## BEGIN

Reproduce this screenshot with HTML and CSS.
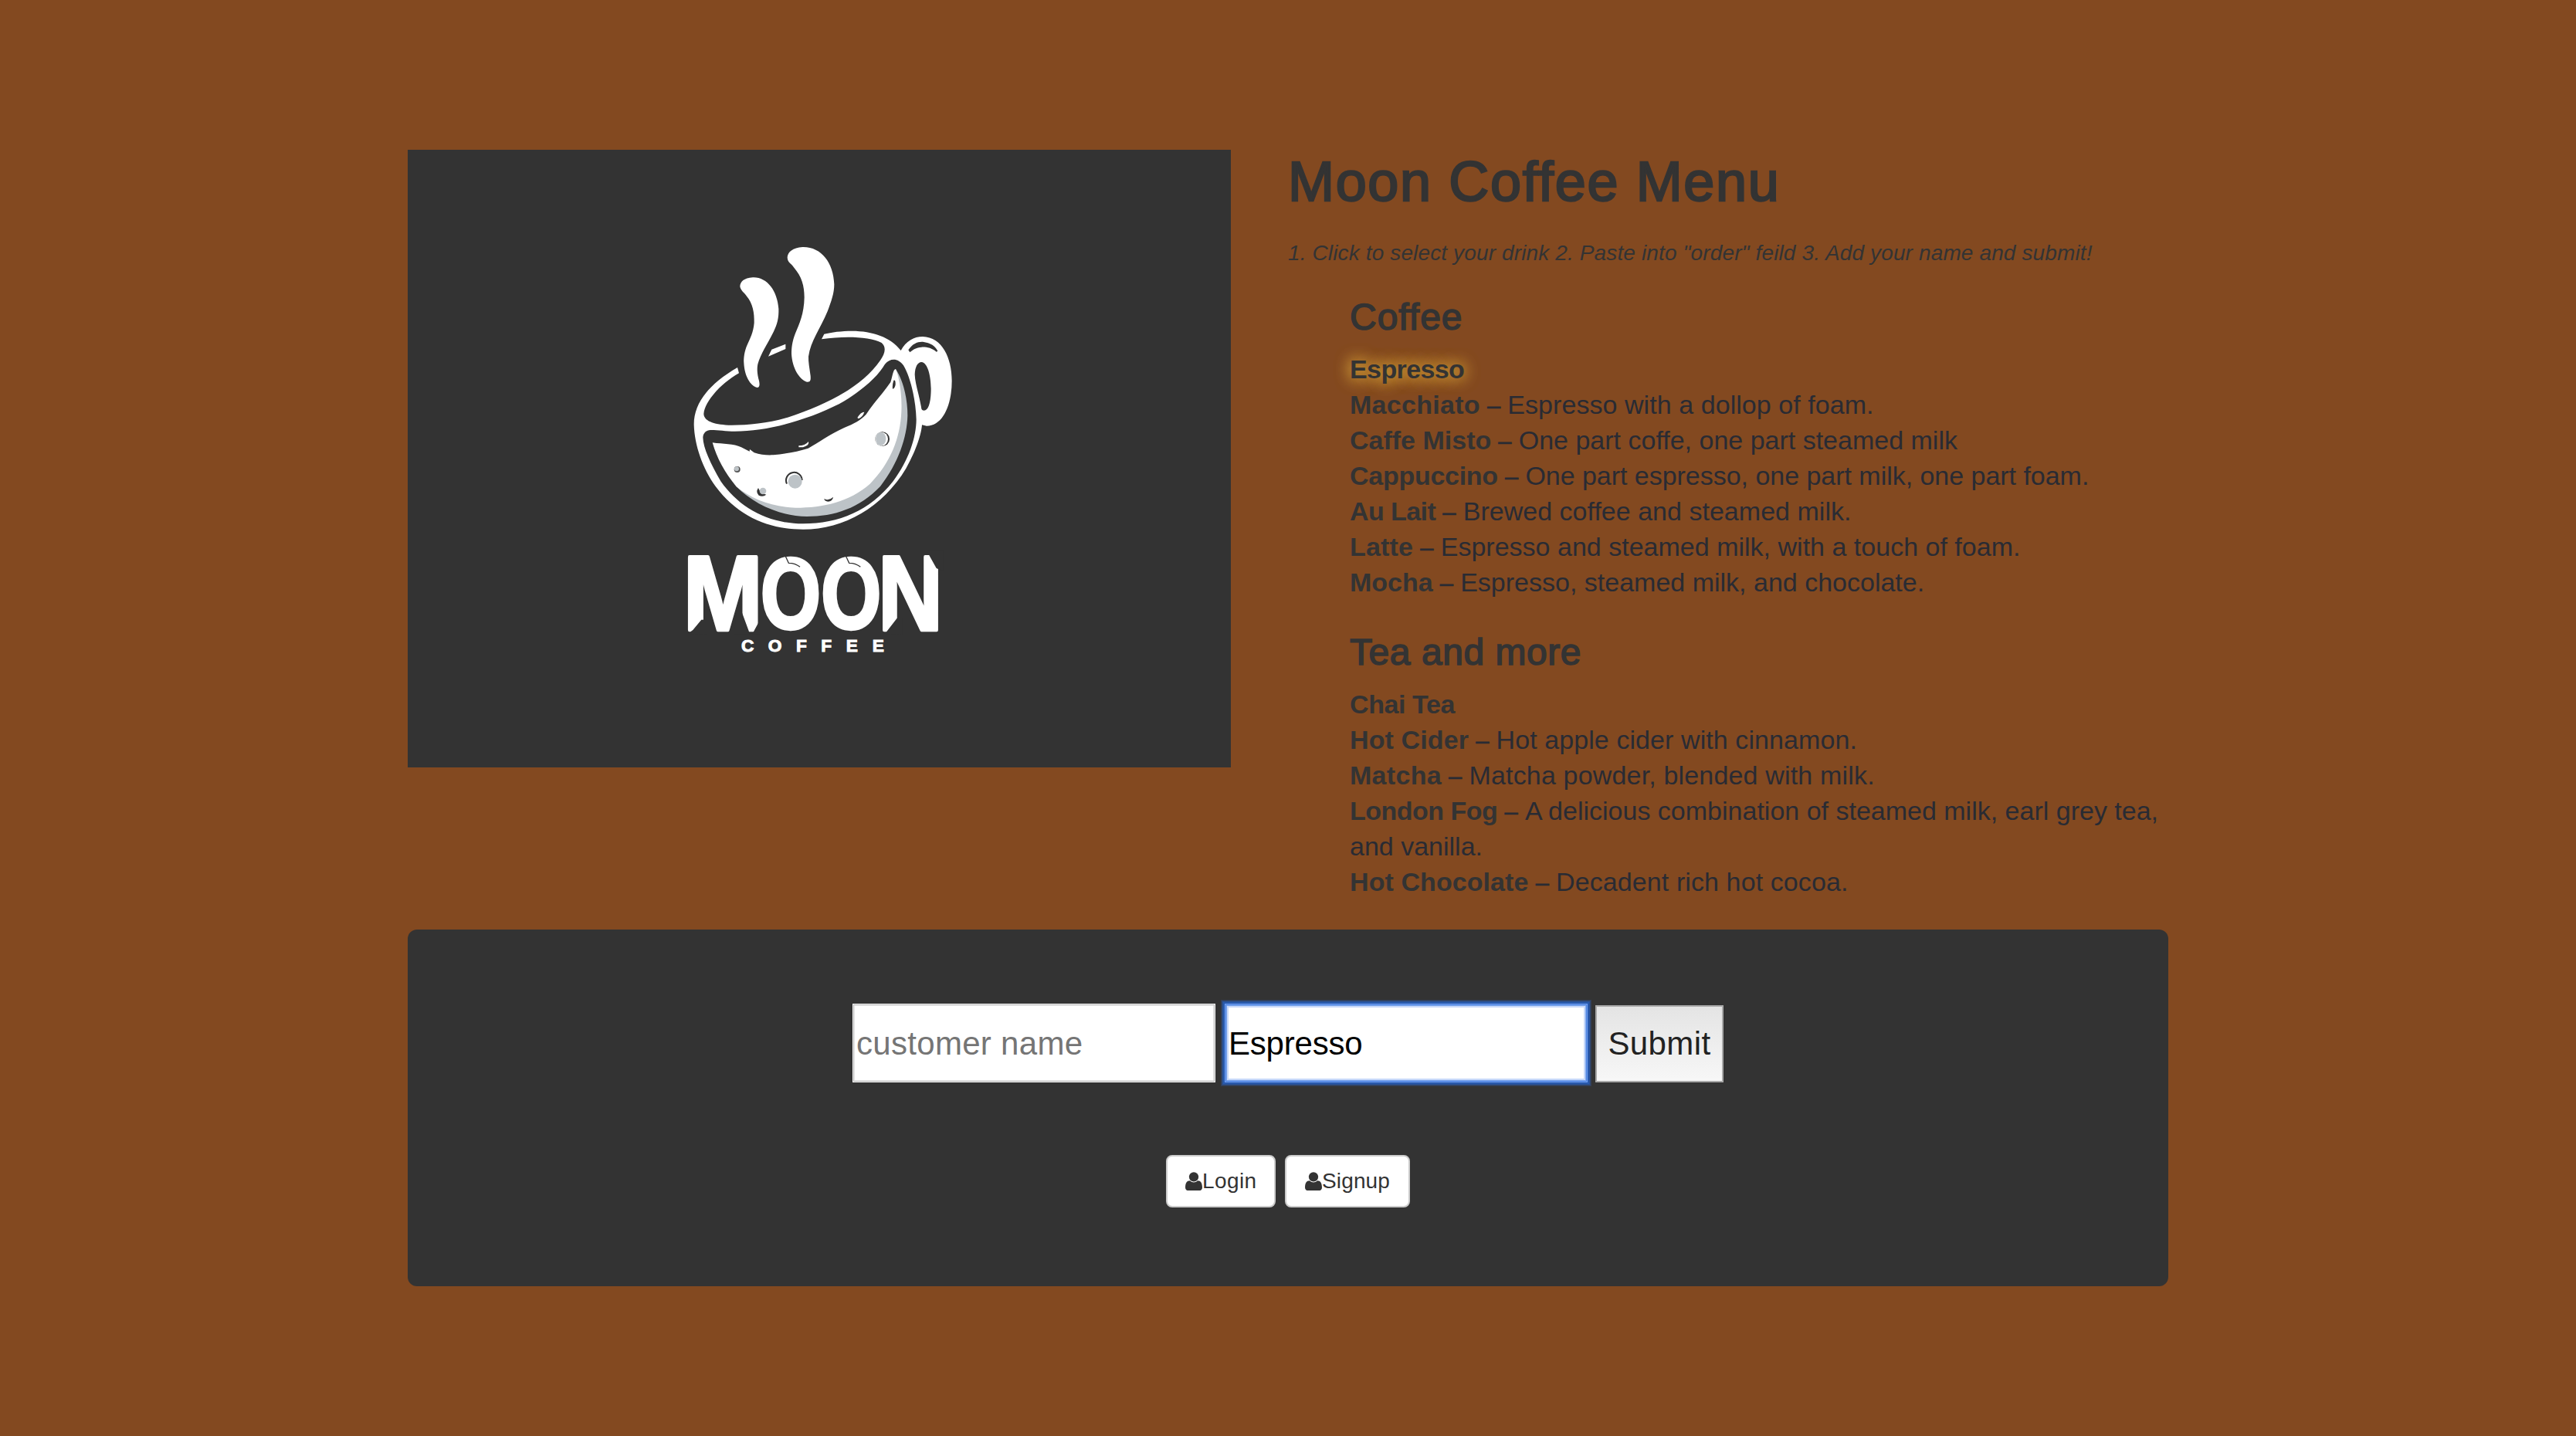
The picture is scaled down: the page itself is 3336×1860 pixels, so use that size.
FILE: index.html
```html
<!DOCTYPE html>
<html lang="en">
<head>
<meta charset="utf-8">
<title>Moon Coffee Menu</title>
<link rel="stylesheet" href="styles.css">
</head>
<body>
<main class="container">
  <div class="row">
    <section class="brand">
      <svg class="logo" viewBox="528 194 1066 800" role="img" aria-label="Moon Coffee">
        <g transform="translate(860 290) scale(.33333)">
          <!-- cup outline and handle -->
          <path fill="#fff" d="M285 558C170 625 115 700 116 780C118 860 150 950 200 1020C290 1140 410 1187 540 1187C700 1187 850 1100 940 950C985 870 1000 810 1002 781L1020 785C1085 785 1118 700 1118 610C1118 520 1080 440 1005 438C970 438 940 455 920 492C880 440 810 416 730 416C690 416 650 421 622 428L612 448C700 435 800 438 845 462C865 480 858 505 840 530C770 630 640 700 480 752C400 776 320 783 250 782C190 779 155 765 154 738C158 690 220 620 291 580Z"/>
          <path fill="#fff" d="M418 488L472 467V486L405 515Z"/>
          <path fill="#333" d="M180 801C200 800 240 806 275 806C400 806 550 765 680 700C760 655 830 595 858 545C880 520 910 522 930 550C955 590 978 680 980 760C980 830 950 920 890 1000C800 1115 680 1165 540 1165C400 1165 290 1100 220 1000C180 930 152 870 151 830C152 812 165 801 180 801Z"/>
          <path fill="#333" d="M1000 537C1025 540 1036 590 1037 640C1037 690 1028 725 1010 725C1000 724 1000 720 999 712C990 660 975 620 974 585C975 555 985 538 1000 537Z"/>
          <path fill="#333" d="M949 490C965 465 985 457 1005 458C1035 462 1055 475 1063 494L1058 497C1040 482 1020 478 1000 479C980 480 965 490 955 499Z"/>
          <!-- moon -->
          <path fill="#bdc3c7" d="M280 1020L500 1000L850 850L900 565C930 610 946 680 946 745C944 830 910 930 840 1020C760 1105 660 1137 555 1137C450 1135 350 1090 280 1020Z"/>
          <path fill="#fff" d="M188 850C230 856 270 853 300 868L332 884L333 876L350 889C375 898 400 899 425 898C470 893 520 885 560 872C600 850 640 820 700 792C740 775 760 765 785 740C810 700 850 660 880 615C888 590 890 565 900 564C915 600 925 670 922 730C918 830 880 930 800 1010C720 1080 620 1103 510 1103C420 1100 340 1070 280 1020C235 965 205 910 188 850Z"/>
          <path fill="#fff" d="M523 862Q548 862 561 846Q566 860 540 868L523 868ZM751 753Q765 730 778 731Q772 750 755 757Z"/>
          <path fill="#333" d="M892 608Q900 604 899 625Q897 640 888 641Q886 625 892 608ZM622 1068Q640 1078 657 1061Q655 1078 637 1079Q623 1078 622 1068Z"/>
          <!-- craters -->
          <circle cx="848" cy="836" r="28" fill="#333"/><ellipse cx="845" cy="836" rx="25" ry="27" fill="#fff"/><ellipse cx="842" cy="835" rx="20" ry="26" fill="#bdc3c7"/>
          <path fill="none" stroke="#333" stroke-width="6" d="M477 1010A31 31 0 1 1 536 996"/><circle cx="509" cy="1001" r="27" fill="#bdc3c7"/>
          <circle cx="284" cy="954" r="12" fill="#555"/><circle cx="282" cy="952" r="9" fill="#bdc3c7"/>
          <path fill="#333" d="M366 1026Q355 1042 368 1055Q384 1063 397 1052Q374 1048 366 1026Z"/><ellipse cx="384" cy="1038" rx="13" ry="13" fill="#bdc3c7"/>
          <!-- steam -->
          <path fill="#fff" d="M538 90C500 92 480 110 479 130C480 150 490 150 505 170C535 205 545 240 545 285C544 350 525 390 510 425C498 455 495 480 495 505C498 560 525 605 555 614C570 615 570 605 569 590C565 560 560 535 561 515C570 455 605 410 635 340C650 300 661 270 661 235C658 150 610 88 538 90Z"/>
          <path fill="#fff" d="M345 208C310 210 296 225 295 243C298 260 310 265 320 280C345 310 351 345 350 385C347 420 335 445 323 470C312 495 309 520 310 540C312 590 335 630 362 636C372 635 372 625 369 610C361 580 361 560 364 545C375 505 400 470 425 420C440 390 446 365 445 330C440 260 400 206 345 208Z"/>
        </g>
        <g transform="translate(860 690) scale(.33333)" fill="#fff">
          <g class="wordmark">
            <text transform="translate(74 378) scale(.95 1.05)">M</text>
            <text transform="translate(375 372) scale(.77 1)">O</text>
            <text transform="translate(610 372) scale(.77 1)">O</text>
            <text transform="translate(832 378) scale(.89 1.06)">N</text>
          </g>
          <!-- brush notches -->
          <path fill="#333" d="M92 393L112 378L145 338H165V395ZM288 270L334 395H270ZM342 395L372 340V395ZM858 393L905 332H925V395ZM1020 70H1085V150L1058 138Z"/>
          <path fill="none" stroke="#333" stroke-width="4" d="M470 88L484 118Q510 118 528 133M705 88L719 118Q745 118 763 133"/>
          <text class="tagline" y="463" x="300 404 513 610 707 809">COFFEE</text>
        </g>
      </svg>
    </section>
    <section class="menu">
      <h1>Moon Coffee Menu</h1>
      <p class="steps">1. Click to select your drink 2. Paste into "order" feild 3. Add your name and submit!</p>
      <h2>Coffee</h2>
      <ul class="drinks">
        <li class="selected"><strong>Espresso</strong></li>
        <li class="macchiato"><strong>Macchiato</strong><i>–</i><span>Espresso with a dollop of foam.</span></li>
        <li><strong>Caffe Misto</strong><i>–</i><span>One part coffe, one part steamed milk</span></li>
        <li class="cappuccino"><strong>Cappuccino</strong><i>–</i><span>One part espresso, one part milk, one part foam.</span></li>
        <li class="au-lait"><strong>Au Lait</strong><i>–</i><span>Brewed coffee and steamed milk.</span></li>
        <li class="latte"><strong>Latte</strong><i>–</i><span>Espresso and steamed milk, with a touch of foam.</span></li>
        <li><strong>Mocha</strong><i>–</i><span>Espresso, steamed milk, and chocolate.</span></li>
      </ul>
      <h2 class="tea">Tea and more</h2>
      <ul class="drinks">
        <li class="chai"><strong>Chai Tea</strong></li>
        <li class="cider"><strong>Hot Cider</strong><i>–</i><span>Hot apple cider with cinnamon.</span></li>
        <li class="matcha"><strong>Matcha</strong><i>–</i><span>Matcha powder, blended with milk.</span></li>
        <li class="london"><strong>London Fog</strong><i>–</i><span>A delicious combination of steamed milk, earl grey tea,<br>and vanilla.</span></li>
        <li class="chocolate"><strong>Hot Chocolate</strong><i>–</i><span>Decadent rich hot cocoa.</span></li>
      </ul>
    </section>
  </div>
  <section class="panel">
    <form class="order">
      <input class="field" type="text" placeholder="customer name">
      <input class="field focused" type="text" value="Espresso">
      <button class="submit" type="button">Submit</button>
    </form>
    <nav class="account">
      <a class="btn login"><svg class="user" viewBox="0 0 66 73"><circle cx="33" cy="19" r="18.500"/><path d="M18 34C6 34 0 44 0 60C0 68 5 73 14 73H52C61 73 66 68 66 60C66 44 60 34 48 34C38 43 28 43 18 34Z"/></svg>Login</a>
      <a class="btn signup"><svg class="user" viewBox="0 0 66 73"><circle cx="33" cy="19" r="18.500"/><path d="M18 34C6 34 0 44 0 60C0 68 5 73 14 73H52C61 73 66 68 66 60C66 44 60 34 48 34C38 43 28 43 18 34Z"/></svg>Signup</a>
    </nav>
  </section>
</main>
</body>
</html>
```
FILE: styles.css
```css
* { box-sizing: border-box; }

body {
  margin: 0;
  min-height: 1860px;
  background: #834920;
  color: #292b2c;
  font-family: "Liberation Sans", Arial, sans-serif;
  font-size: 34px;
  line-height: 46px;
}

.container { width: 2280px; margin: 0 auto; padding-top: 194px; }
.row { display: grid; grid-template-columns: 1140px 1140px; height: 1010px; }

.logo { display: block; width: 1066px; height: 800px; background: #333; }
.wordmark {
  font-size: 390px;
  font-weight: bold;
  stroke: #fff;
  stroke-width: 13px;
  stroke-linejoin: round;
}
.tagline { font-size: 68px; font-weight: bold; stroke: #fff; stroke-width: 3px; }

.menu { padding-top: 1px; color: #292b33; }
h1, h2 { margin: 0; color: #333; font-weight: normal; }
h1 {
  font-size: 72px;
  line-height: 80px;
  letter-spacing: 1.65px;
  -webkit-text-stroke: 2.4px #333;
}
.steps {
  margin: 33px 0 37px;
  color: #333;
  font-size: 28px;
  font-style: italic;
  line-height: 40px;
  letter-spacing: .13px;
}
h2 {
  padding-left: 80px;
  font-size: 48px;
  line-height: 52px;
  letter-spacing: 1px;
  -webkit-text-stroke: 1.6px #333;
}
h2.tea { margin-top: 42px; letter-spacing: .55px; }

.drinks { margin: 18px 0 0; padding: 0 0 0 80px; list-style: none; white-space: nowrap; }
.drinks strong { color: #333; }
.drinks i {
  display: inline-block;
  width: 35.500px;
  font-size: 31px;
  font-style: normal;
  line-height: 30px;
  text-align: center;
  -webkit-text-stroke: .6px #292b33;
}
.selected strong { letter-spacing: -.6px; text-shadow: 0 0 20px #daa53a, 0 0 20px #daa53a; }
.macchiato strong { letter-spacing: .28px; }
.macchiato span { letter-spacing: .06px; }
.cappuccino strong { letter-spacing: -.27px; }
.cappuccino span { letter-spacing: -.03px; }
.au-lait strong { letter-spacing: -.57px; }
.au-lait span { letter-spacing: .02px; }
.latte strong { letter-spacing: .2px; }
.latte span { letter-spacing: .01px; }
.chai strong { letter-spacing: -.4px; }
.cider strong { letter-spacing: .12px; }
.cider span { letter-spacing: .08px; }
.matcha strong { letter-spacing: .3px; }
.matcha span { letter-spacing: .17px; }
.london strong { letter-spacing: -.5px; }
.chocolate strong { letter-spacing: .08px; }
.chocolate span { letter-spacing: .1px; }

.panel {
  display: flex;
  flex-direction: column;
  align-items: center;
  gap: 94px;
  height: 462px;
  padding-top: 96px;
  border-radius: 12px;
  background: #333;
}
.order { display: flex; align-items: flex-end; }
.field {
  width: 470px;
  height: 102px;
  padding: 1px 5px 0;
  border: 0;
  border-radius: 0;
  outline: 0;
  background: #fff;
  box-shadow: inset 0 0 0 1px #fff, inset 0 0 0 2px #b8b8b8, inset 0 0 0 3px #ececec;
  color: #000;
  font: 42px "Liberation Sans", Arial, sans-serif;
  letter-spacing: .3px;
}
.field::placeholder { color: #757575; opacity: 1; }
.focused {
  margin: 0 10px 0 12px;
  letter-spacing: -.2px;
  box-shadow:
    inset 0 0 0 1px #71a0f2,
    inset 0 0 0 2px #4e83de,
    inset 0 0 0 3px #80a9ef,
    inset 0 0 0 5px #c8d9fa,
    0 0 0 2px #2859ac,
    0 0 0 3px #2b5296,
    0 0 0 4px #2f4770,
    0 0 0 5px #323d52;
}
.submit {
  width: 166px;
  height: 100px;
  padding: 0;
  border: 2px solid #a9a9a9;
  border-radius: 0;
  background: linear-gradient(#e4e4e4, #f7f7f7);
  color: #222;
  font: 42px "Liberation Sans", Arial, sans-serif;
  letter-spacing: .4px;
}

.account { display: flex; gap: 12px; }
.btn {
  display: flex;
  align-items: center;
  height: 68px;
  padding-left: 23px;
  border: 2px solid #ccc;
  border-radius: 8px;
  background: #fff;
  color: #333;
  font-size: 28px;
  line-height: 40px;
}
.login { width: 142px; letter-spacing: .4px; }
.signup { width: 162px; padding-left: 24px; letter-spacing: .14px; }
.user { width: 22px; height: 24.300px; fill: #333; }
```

## END

Task goal:
List all lines where "size" occurs.

Answer to this task:
The picture is scaled down: the page itself is 3336×1860 pixels, so use that size.
  font-size: 34px;
  font-size: 390px;
.tagline { font-size: 68px; font-weight: bold; stroke: #fff; stroke-width: 3px; }
  font-size: 72px;
  font-size: 28px;
  font-size: 48px;
  font-size: 31px;
  font-size: 28px;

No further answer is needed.